Tuesday, 8 March 2016

Where next.....?

With my 40th birthday approaching, (a couple of years ago), we wanted to celebrate in style. We looked at going to Cuba, the Caribbean and eventually we decided to ski the Kungsleden, a trail in Arctic Sweden, through one of Europe's last remaining wildernesses. Having skied for 30 years and having been a ski instructor, I had also taught Andy to ski; we thought we would be able to manage 8 days on cross-country skis. A colleague of mine asked if we had ever been on cross-country skis. “No”, I answered, “ How hard can it be? Surely it is just like walking but on skis.”

Flat ground having made it out of the Arctic wilderness
We set off on the first day of skiing in the Arctic, covering predominantly flat land on the way to the first hut, staffed by volunteers. We struggled, a lot. Trying to keep yourself on two slippery planks, barely an inch wide, with soft boots, only attached at the toes, is a lot harder than you might think. We were overtaken by all sorts as we fell over on the slightest incline or dip, skiing into trees and desperately trying not to fall into streams and snow drifts. It is nearly impossible to turn the things; you can't snow plough and trying to enjoy the downhill rides without falling over was a real challenge. Eventually we arrived at the first hut, taking three times longer than most, with Andy having managed to break his binding. Thankfully the volunteer guardians were resourceful and mended this for him.

Fantastic conditions in Lapland
We had another 7 days of similar travelling but we would be getting ever more remote as we climbed into the glacier carved valleys of Lapland. We had 1:100 000 maps and were wondering how we would cope with such a small scale map when we were used to 1:25 000. Then it was pointed out to us that there was nothing to show on the maps except mountains and valleys. The whole trip largely followed one long valley base with huts thoughtfully spaced at the end of each day’s ski. On some days the navigation consisted of ‘the hut will be shortly after the second valley enters from the left'. We were lucky with the weather, having calm, blue sky days.

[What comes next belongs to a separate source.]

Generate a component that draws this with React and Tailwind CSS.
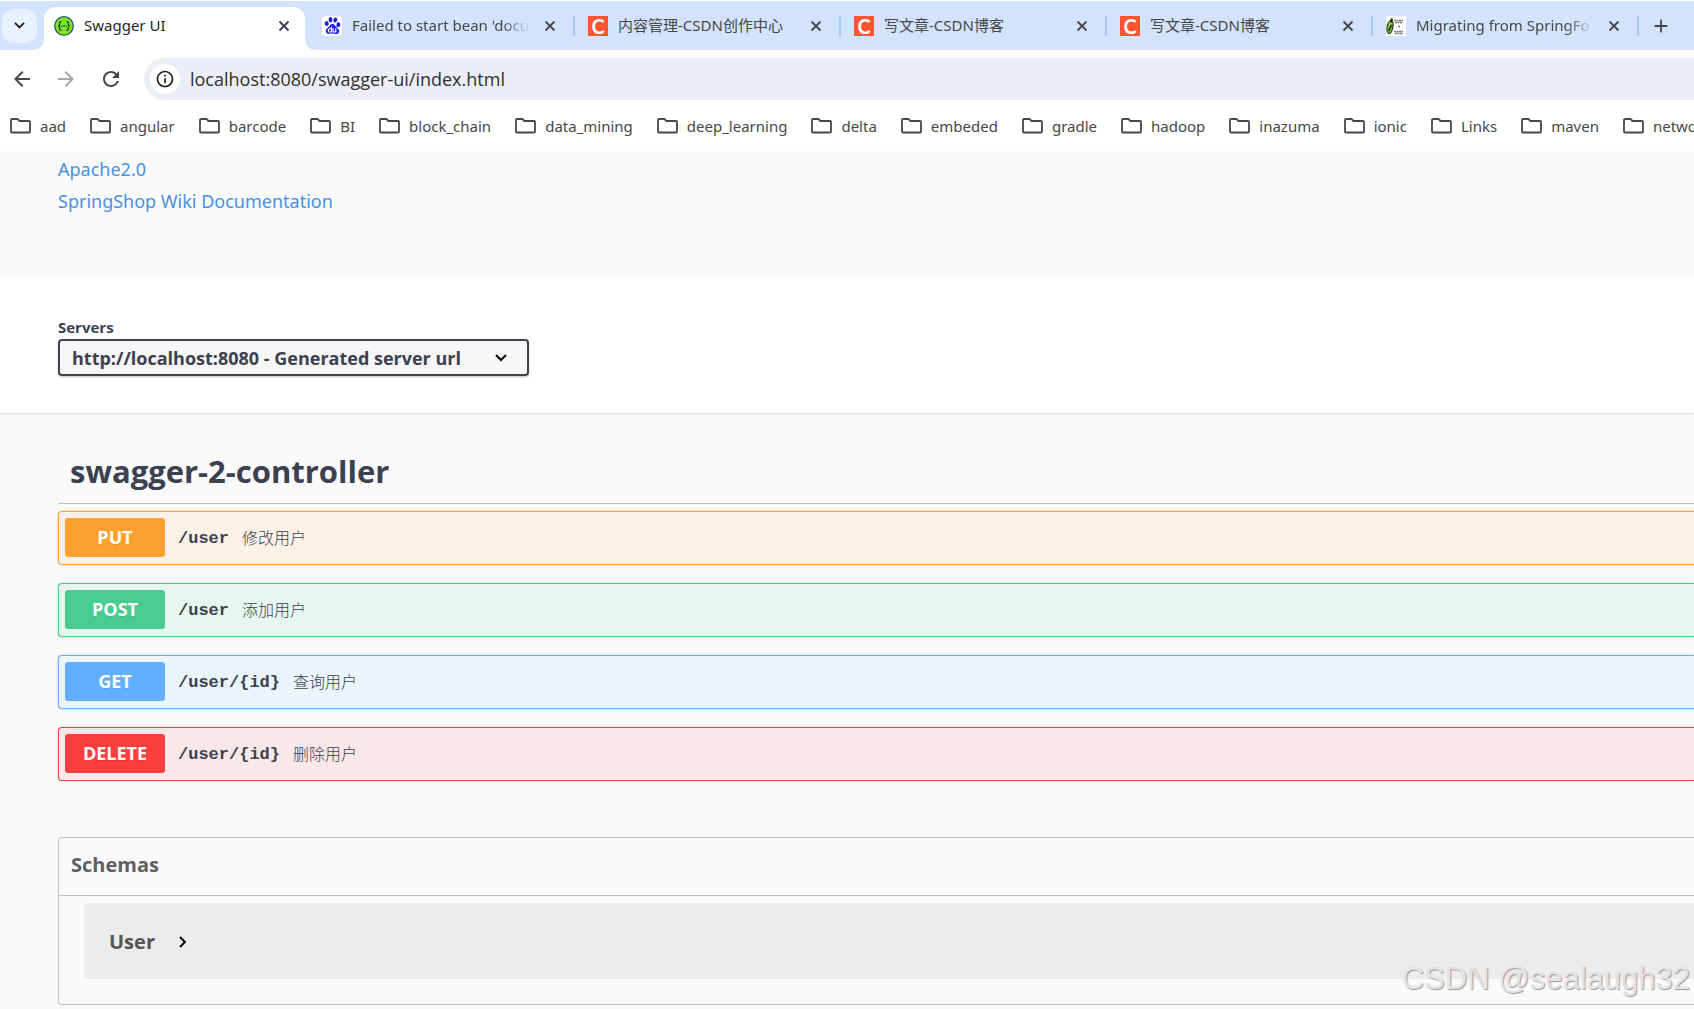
import { useState } from "react";
import { MdAdd, MdArrowBack, MdArrowForward, MdInfoOutline, MdRefresh } from "react-icons/md";
import { SiBaidu } from "react-icons/si";

const tabs = [
  { title: "Failed to start bean 'docu", icon: "baidu", long: true },
  { title: "内容管理-CSDN创作中心", icon: "csdn" },
  { title: "写文章-CSDN博客", icon: "csdn" },
  { title: "写文章-CSDN博客", icon: "csdn" },
  { title: "Migrating from SpringFo", icon: "spring", long: true },
];

const bookmarks = [
  "aad", "angular", "barcode", "BI", "block_chain", "data_mining", "deep_learning", "delta",
  "embeded", "gradle", "hadoop", "inazuma", "ionic", "Links", "maven", "netwo",
];

const operations = [
  { method: "PUT", path: "/user", summary: "修改用户", box: "border-[#fca130] bg-[#fbf1e6]", badge: "bg-[#fca130]" },
  { method: "POST", path: "/user", summary: "添加用户", box: "border-[#49cc90] bg-[#e8f6f0]", badge: "bg-[#49cc90]" },
  { method: "GET", path: "/user/{id}", summary: "查询用户", box: "border-[#61affe] bg-[#ebf3fb]", badge: "bg-[#61affe]" },
  { method: "DELETE", path: "/user/{id}", summary: "删除用户", box: "border-[#f93e3e] bg-[#fae7e7]", badge: "bg-[#f93e3e]" },
];

function Chevron({ className }) {
  return (
    <svg viewBox="0 0 12 8" className={className} fill="none" stroke="currentColor" strokeWidth="2">
      <path d="M1 1l5 5 5-5" />
    </svg>
  );
}

function SwaggerIcon() {
  return (
    <svg viewBox="0 0 20 20" className="size-5 shrink-0">
      <circle cx="10" cy="10" r="9.3" fill="#7be81f" stroke="#2f5b65" strokeWidth="1.3" />
      <g fill="none" stroke="#173647" strokeWidth="1.2">
        <path d="M7.5 5.5H7q-1.3 0-1.3 1.4v1.4Q5.7 10 4 10q1.7 0 1.7 1.7v1.4q0 1.4 1.3 1.4h.5" />
        <path d="M12.5 5.5h.5q1.3 0 1.3 1.4v1.4Q14.3 10 16 10q-1.7 0-1.7 1.7v1.4q0 1.4-1.3 1.4h-.5" />
      </g>
      <g fill="#173647">
        <circle cx="7.8" cy="10" r=".8" />
        <circle cx="10" cy="10" r=".8" />
        <circle cx="12.2" cy="10" r=".8" />
      </g>
    </svg>
  );
}

function SpringIcon() {
  return (
    <svg viewBox="0 0 20 20" className="size-5 shrink-0">
      <rect width="20" height="20" fill="#fff" />
      <ellipse cx="4" cy="11" rx="2.8" ry="6.5" transform="rotate(10 4 11)" fill="#8bdc2c" stroke="#2d4a1c" strokeWidth="1.4" />
      <path d="M5 2l2 1-1 4-2-1zM5 8l1 2-3 6-1-2z" fill="#1d2b17" />
      <path d="M8 4.500h9M9 6.500h7M12 10.500h2M8 15.500h9M9 17.500h8" stroke="#777" strokeWidth="1.3" strokeDasharray="2 .5" />
    </svg>
  );
}

function TabIcon({ type }) {
  if (type === "baidu") {
    return (
      <span className="flex size-5 shrink-0 items-center justify-center rounded-sm bg-white">
        <SiBaidu className="size-[17px] text-[#2020e0]" />
      </span>
    );
  }
  if (type === "csdn") {
    return (
      <span className="flex size-5 shrink-0 items-center justify-center bg-[#fc5531] font-[Lato] text-xl leading-5 font-bold text-white">
        C
      </span>
    );
  }
  return <SpringIcon />;
}

function FolderIcon() {
  return (
    <svg viewBox="0 0 21 16" className="h-4 w-[21px] shrink-0" fill="none" stroke="#474747" strokeWidth="1.8">
      <path d="M1 13.500V2q0-1 1-1h5.500l2 2H19q1 0 1 1v9.500q0 1-1 1H2q-1 0-1-1z" />
    </svg>
  );
}

function CloseButton() {
  return (
    <button aria-label="Close tab" className="flex size-5 items-center justify-center">
      <svg viewBox="0 0 12 12" className="size-3" stroke="currentColor" strokeWidth="1.9">
        <path d="M1.500 1.500l9 9M10.500 1.500l-9 9" />
      </svg>
    </button>
  );
}

function TabStrip() {
  return (
    <div className="flex h-[50px] items-center overflow-hidden border-t border-white bg-[#d3e3fd] pl-[2px]">
      <button aria-label="Search tabs" className="flex h-[34px] w-[35px] shrink-0 items-center justify-center rounded-xl bg-[#e9f1fe]">
        <Chevron className="w-[11px] text-[#1f1f1f]" />
      </button>
      <div className="relative ml-[7px] mr-1 flex h-[43px] w-[261px] shrink-0 items-center gap-[10px] self-end rounded-t-xl bg-white pb-[6px] pl-[10px] pr-[11px]">
        <svg viewBox="0 0 12 12" className="absolute bottom-0 -left-3 size-3" fill="#fff"><path d="M12 0v12H0Q12 12 12 0z" /></svg>
        <svg viewBox="0 0 12 12" className="absolute bottom-0 -right-3 size-3" fill="#fff"><path d="M0 0v12h12Q0 12 0 0z" /></svg>
        <SwaggerIcon />
        <span className="flex-1 text-[15px] text-[#1f1f1f]">Swagger UI</span>
        <CloseButton />
      </div>
      {tabs.map((tab, i) => (
        <div key={i} className="flex h-5 w-[266px] shrink-0 items-center gap-[10px] border-r-2 border-[#a8c7fa] pl-[13px] pr-[13px] text-[#474747]">
          <TabIcon type={tab.icon} />
          <span className={`min-w-0 flex-1 overflow-hidden text-[15px] whitespace-nowrap ${tab.long ? "[mask-image:linear-gradient(to_right,black_84%,transparent)]" : ""}`}>
            {tab.title}
          </span>
          <CloseButton />
        </div>
      ))}
      <button aria-label="New tab" className="ml-[10px] flex size-6 shrink-0 items-center justify-center text-[#474747]">
        <MdAdd className="size-[22px]" />
      </button>
    </div>
  );
}

function Toolbar() {
  return (
    <div className="flex h-[58px] items-center bg-white pl-[10px] text-[#474747]">
      <button aria-label="Back" className="mr-5"><MdArrowBack className="size-6" /></button>
      <button aria-label="Forward" className="mr-[21px] text-[#a8a8a8]"><MdArrowForward className="size-6" /></button>
      <button aria-label="Reload" className="mr-[21px]"><MdRefresh className="size-6" /></button>
      <div className="flex h-[42px] flex-1 items-center gap-[10px] rounded-l-full bg-[#ebeef7] pl-[6px]">
        <button aria-label="Site information" className="flex size-[30px] items-center justify-center rounded-full bg-white">
          <MdInfoOutline className="size-5 text-[#1f1f1f]" />
        </button>
        <input
          aria-label="Address"
          className="min-w-0 flex-1 bg-transparent font-['Open_Sans',sans-serif] text-lg text-[#303030] outline-none"
          defaultValue="localhost:8080/swagger-ui/index.html"
        />
      </div>
    </div>
  );
}

function Bookmarks() {
  return (
    <nav className="flex h-[43px] items-center gap-6 overflow-hidden bg-white pb-[7px] pl-[10px]">
      {bookmarks.map((name) => (
        <a key={name} href="#" className="flex shrink-0 items-center gap-[9px] text-[15px] text-[#474747]">
          <FolderIcon />
          {name}
        </a>
      ))}
    </nav>
  );
}

function Operation({ op }) {
  return (
    <button className={`flex h-[54px] w-full items-center rounded-l border border-r-0 pb-px pl-[6px] text-left shadow-[0_0_3px_rgba(0,0,0,0.19)] ${op.box}`}>
      <span className={`w-[100px] rounded-[3px] text-center font-['Open_Sans',sans-serif] text-lg leading-[39px] font-bold text-white [text-shadow:0_1px_0_rgba(0,0,0,0.1)] ${op.badge}`}>
        {op.method}
      </span>
      <span className="ml-[13px] pt-[3px] font-['Liberation_Mono',monospace] text-[17px] font-bold">{op.path}</span>
      <span className="ml-[13px] pt-px text-base font-light">{op.summary}</span>
    </button>
  );
}

export default function App() {
  const [open, setOpen] = useState(false);

  return (
    <div className="relative min-h-screen overflow-hidden bg-[#fafafa] font-['Noto_Sans','Noto_Sans_CJK_SC',sans-serif] text-[#3b4151]">
      <TabStrip />
      <Toolbar />
      <Bookmarks />

      <section className="flex h-[125px] flex-col items-start gap-1 pt-1 pl-[58px] text-lg text-[#4990e2]">
        <a href="#">Apache2.0</a>
        <a href="#">SpringShop Wiki Documentation</a>
      </section>

      <div className="font-['Open_Sans','Noto_Sans_CJK_SC',sans-serif]">
        <section className="bg-white pt-[41px] pb-[37px] pl-[58px] shadow-[0_1px_2px_rgba(0,0,0,0.15)]">
          <label htmlFor="servers" className="block pb-[2px] text-[15px] leading-5 font-bold">Servers</label>
          <div className="relative w-[471px]">
            <select id="servers" className="h-[37px] w-full appearance-none rounded border-2 border-[#41444e] bg-[#f7f7f7] pl-3 text-lg font-bold shadow-[0_1px_2px_rgba(0,0,0,0.25)]">
              <option>http://localhost:8080 - Generated server url</option>
            </select>
            <Chevron className="pointer-events-none absolute top-[15px] right-[22px] w-3 text-black" />
          </div>
        </section>

        <main className="pl-[58px]">
          <h3 className="mt-[35px] border-b border-[#3b4151]/30 pb-[9px] pl-3 text-[31px] leading-[46px] font-bold">
            swagger-2-controller
          </h3>
          <div className="mt-[7px] flex flex-col gap-[18px]">
            {operations.map((op) => (
              <Operation key={op.method} op={op} />
            ))}
          </div>

          <section className="mt-14 rounded-l border border-r-0 border-[#3b4151]/30 pb-[25px]">
            <h4 className="border-b border-[#3b4151]/30 pb-1 pl-3 text-xl leading-[53px] font-bold text-[#606060]">Schemas</h4>
            <div className="mt-[7px] ml-[25px] rounded-l bg-[#ececec]">
              <button onClick={() => setOpen(!open)} className="flex h-[76px] items-center gap-[22px] pt-[2px] pl-[25px] text-xl font-bold text-[#555555]">
                User
                <Chevron className={`w-3 text-black ${open ? "" : "-rotate-90"}`} />
              </button>
            </div>
          </section>
        </main>
      </div>

      <div className="absolute right-1 bottom-2 font-['Liberation_Sans',sans-serif] text-[31px] leading-[44px] text-[#e4e4e4] [text-shadow:1px_1px_1px_#999]">
        CSDN @sealaugh32
      </div>
    </div>
  );
}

In the huts when talking with other travellers, (mostly Swedish it turned out), we heard horror stories of people dying of the cold when they got lost between the accommodation huts and the toilets, not being able to find their way back in whiteout conditions. Having been in a severe whiteout in the Cairngorms I can really believe how easy it is to get disorientated in such a small space.

We've done it!
So we completed the route without further incident. We mastered the skiing, avoided the naked saunas with the locals and celebrated with possibly our most expensive bottle of wine ever. It is a fantastic place to explore and we were lucky enough to see traditional Sami people tending to their reindeer; dog sled teams running the route and glimpses of the northern lights dancing above us.

Following tracks along the border
Having now mastered cross-country skiing we are always looking for new adventures. We want to visit remote places and complete expeditions rather than day trips. Our next trip was along part of the Finnish Russian border. Not quite so remote; due to the flat ground we had excellent phone signal for the whole trip and every second day or so we would stay in an old border post or farm. Although not as remote, the trip was just as exciting as the Kungsleden. There were animal prints everywhere; this area is home to brown bears, wolves, lynx, wolverine and much, much more. We saw many prints but no creatures, luckily, unluckily, I'm not sure which.

Going uphill is not so easy
Much of the border had been patrolled by skidoos and skied in previous days so a lot of the route had tracks that we could follow. This made turning a lot easier as the skis were almost forced to follow and stay in the tracks. However, we still fell, a lot. Sometimes we would fall deliberately to stop ourselves descending too fast, or to make sure we didn't crash head first into the trees lining the route. Again, this was a beautiful place to explore. We stayed in many traditional log cabins, specially placed for travellers. These were small but with bunks or platforms to sleep on and log burning stove to cook on and warm the cabin up. We tried out the saunas, (just us). Wow! What a great treat for the muscles. Each morning our legs felt like new following a sauna the night before. If we'd have known the benefits we may have been brave enough to try them in Sweden, but conversely, we might not have been brave enough. We are British after all.

A romantic wilderness hut
So where to next? I keep looking at Iceland, Norway and Sweden again but have not settled on a route that would suit us yet. With a little more research I am confident of finding good trips in all of these places. This year we have chosen Greenland and the Arctic Circle Trail. A longer and more remote trip than previously and a route that we know people walk but we can't find any information on people skiing it. We do know that there shouldn't be any Polar Bears in the area; there are various forms of hut along the route, roughly a days ski away from each other and the route is occasionally followed by locals on skidoos. The weather looks good, ie; they don't actually have much snow in Greenland, the winds should be light and there should be enough snow lying on the ground. We think this is the case, but the Greenlanders are notoriously difficult to glean information from, getting not much more of a grunt in reply to any of my questions.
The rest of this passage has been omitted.